Bringing up a child, a Proverb.


I once told a child of mine it was going to take Heaven for them to make eleven. They were 10 and driving me insane. Good news. We both made it. They graduated College, married with kids. The point is not that we get pushed to our limits with our kids. It is what we do with that limit’s line. It is just so easy to give into them.

Drawing lines. Boundaries. We make them, we move them. Why? When did we become so pliant as parents?

A proverb, not a promise. They still have free will.

“Train up a child in the way he should go,
Even when he is old he will not depart from it.”
Proverbs 22:6 (NASB)

The Potter molds the clay. The clay does not tell the clay what to do. Sometimes there is harsh molding, sometimes, gentle strokes, so light and fine, but, there. It depends on the desired effect. Changing the design midstream does not add to the finished project. It weakens it and sometimes destroys it. Remember, just as God is the Potter to His children, you are a potter to yours. Parenting is being the potter. It is a long and tedious process. Taking your hands off and letting them spin out of control results in catastrophe. Sometimes shattered forever. Although, The Potter never makes mistakes, although we do as clay molders. Will there be flaws and defects? Probably. We have them and we have The Potter molding us. Stubborn clay.

Firm molding, hands on. Or, tough love. Call it what you like. I taught mine that every child has a right to a place to sleep, food to eat and an education. And I told them (many times to their chagrin) that no where, no way does that mean they get their own private bedrooms with all the smart technology. No where, no way does that mean they get designer drinks at the local cafe, lobster, steaks and expensive desserts. No where, no way does that mean they get private school when homeschooling or a local good public school is available.
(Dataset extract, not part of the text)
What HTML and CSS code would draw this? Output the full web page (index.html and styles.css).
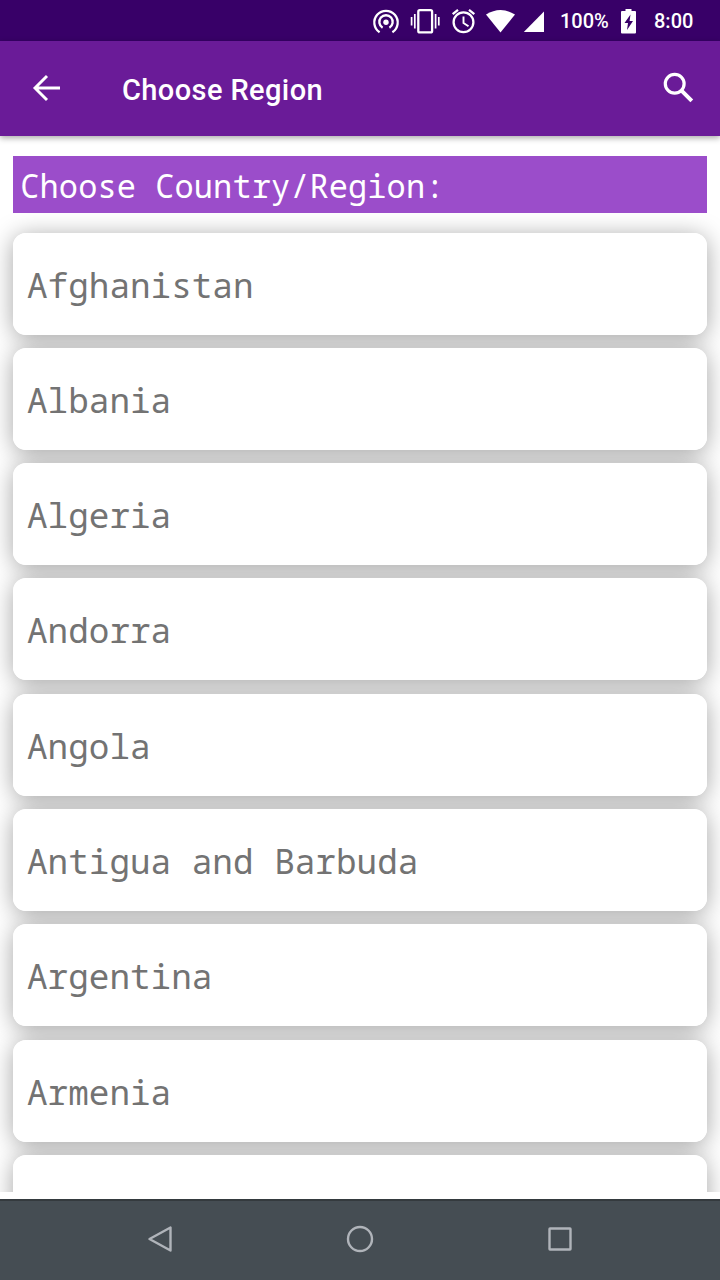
FILE: index.html
```html
<!DOCTYPE html>
<html lang="en">
<head>
<meta charset="utf-8">
<title>Choose Region</title>
<link rel="stylesheet" href="styles.css">
</head>
<body>
<div class="screen">
  <div class="status">
    <svg class="status-icons" width="186" height="40" viewBox="0 0 186 40">
      <g fill="none" stroke="#fff" stroke-width="2.3">
        <path d="M19.6 31.300A11.7 11.7 0 1 1 32.400 31.300"/>
        <path d="M22.600 26.700A6.700 6.700 0 1 1 29.400 26.700"/>
        <rect x="58.300" y="9.200" width="13.800" height="22.200" rx="1.500"/>
        <path d="M54.800 13v14.500M51.600 16v8.500M75.600 13v14.500M78.800 16v8.500" stroke-width="1.700"/>
        <circle cx="103.500" cy="21.300" r="9.900"/>
        <path d="M103.500 15.500v6.500l5 3.300" stroke-width="1.900"/>
        <path d="M92.700 13.200l5.300-4.400M114.300 13.200l-5.300-4.400"/>
      </g>
      <circle cx="26" cy="21.200" r="2.700" fill="#fff"/>
      <path d="M126 13.600Q140.500 4.400 155 13.600L140.500 31.600z" fill="#fff"/>
      <path d="M163.800 31L184 10.500V31z" fill="#fff"/>
    </svg>
    <span class="charge">100%</span>
    <svg class="battery" width="15" height="26" viewBox="0 0 15 26">
      <path fill="#fff" fill-rule="evenodd" d="M4.500 1h6v2H14q1 0 1 1v20.500q0 1-1 1H1q-1 0-1-1V4q0-1 1-1h3.500zM9.500 6.500L3.500 15H7l-1 7 6-9H8.600z"/>
    </svg>
    <span class="clock">8:00</span>
  </div>
  <header class="appbar">
    <svg class="back" width="32" height="32" viewBox="0 0 32 32" fill="none" stroke="#fff" stroke-width="2.900">
      <path d="M30 16H4.500M17 4L5 16l12 12"/>
    </svg>
    <h1 class="title">Choose Region</h1>
    <svg class="search" width="32" height="32" viewBox="0 0 32 32" fill="none" stroke="#fff">
      <circle cx="12.700" cy="11.800" r="9.400" stroke-width="3.200"/>
      <path d="M19.300 18.400l10.500 10.500" stroke-width="4"/>
    </svg>
  </header>
  <main class="content">
    <h2 class="prompt">Choose Country/Region:</h2>
    <ul class="list">
      <li class="card">Afghanistan</li>
      <li class="card">Albania</li>
      <li class="card">Algeria</li>
      <li class="card">Andorra</li>
      <li class="card">Angola</li>
      <li class="card">Antigua and Barbuda</li>
      <li class="card">Argentina</li>
      <li class="card">Armenia</li>
      <li class="card"></li>
    </ul>
  </main>
  <nav class="navbar">
    <svg width="32" height="32" viewBox="0 0 32 32"><path d="M5.500 16L26.500 4.500v23z"/></svg>
    <svg width="32" height="32" viewBox="0 0 32 32"><circle cx="16" cy="16" r="12"/></svg>
    <svg width="32" height="32" viewBox="0 0 32 32"><rect x="5.500" y="5.500" width="21" height="21" rx=".5"/></svg>
  </nav>
</div>
</body>
</html>
```
FILE: styles.css
```css
* { box-sizing: border-box; margin: 0; padding: 0; }
body { background: #fff; font-family: Roboto, sans-serif; }
.screen {
  width: 720px;
  height: 1280px;
  display: flex;
  flex-direction: column;
  overflow: hidden;
}
.status {
  flex: none;
  height: 41px;
  background: #380068;
  color: #fff;
  display: flex;
  align-items: center;
  padding-left: 360px;
  font-size: 20px;
  font-weight: 500;
  line-height: 40px;
}
.status-icons { flex: none; }
.charge { width: 61px; margin-left: 14px; }
.battery { flex: none; }
.clock { margin-left: 18px; }
.appbar {
  flex: none;
  height: 95px;
  padding: 0 26px 0 30px;
  display: flex;
  align-items: center;
  background: #6a1b98;
  color: #fff;
  position: relative;
  z-index: 1;
  box-shadow: 0 2px 6px rgba(0, 0, 0, .35);
}
.back { flex: none; margin-bottom: 2px; }
.title {
  flex: 1;
  margin: 2px 0 0 60px;
  font-size: 29px;
  font-weight: 500;
  letter-spacing: .4px;
}
.search { flex: none; margin-bottom: 2px; }
.content {
  flex: none;
  height: 1063px;
  padding: 20px 0 7px;
  display: flex;
  flex-direction: column;
  font-family: "Droid Sans Mono", "Noto Sans Mono", "DejaVu Sans Mono", monospace;
}
.prompt {
  flex: none;
  height: 56.500px;
  margin: 0 13.300px;
  padding-left: 7px;
  background: #9b4dca;
  color: #fff;
  font-size: 32px;
  font-weight: 400;
  line-height: 59px;
  letter-spacing: .08px;
}
.list {
  flex: 1;
  min-height: 0;
  padding: 20px 13.300px 0;
  display: flex;
  flex-direction: column;
  gap: 13.340px;
  list-style: none;
  overflow: hidden;
  isolation: isolate;
}
.card {
  flex: none;
  height: 102px;
  padding-left: 13.700px;
  border-radius: 13px;
  background: #fff;
  color: #737373;
  font-size: 34.300px;
  line-height: 103.500px;
  letter-spacing: .02px;
  position: relative;
}
.card::before {
  content: "";
  position: absolute;
  inset: 0;
  z-index: -1;
  border-radius: 13px;
  box-shadow: 0 3px 24px rgba(0, 0, 0, .36);
}
.navbar {
  flex: 1;
  display: flex;
  justify-content: center;
  align-items: center;
  gap: 168px;
  padding-bottom: 3px;
  border-top: 2px solid #343a3e;
  background: #454d53;
  fill: none;
  stroke: #b0b4ba;
  stroke-width: 2.400;
  stroke-linejoin: round;
}
```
I raised mine with no technology in their bedrooms. Computer was in the family room. They had an alarm clock, and extension to our landline for group school work or team calls. No cell phones, computers or music technology were in their room. They could take a player in to listen to music quietly as they studied. No head phones. That was a place to sleep and study. They were class “A” personalities, in public schools, they each obtained 5 Varsity letters. Education at church and school came first. They earned the plus treats. They were guaranteed a place to sleep, peanut butter sandwiches or school lunches, and bus rides to school. They earned their own bedroom, waffles, pancakes, packed lunches, home-cooked meals, fast food trips, and all theactivity fees plus mom’s taxi to all the extra curricular activities. I put as much as 30,000 miles a year on those taxi’s and as many of their friends as that mini van could carry.

Yes, we gave up the upgrades to a bigger house (we had 1500 sq ft), fantastic vacations, my career job and all that would have afforded. I worked at their schools instead. But, as they strove under my boundaries to achieve, we did all we could to enrich their lives. We still took beach trips occasionally, camped, hiked and went to the water and amusement parks in summer. You just need to set boundaries by the best children’s manual, The Bible, and stick to them.

If you are raising your children with champagne taste on a beer budget, as the colloquialism says, then it is time to take a step back. Why are we putting the pressure on them to live that way? Why are we putting that kind of pressure on the family? Because of our desire to fit in for appearance sake? No, labels on clothes are not wrong. I bought them … on the sale rack? I never bought for the sake of the label. If it was the best buy then that was fine. There was such satisfaction in getting something they wanted on sale. But, there are good clothes, foods, etc. that are not the best appeal to the world. So why do you care what the world thinks? Why would you want to teach a child to do what is okay with others when it is not okay with God? What kind of stewardship are you teaching them? What kind of life will they try to lead on those kind of values?

God’s opinion matters, the world’s does not. It may be painstaking to detoxify your kids and give them a reality check, and by that, I mean a God check. It may take a lesson on The Beatitudes: Attitudes to Be. But, it is much better than the judgement day check we will all receive, both parent and child, if we do not realign ourselves with Biblical values.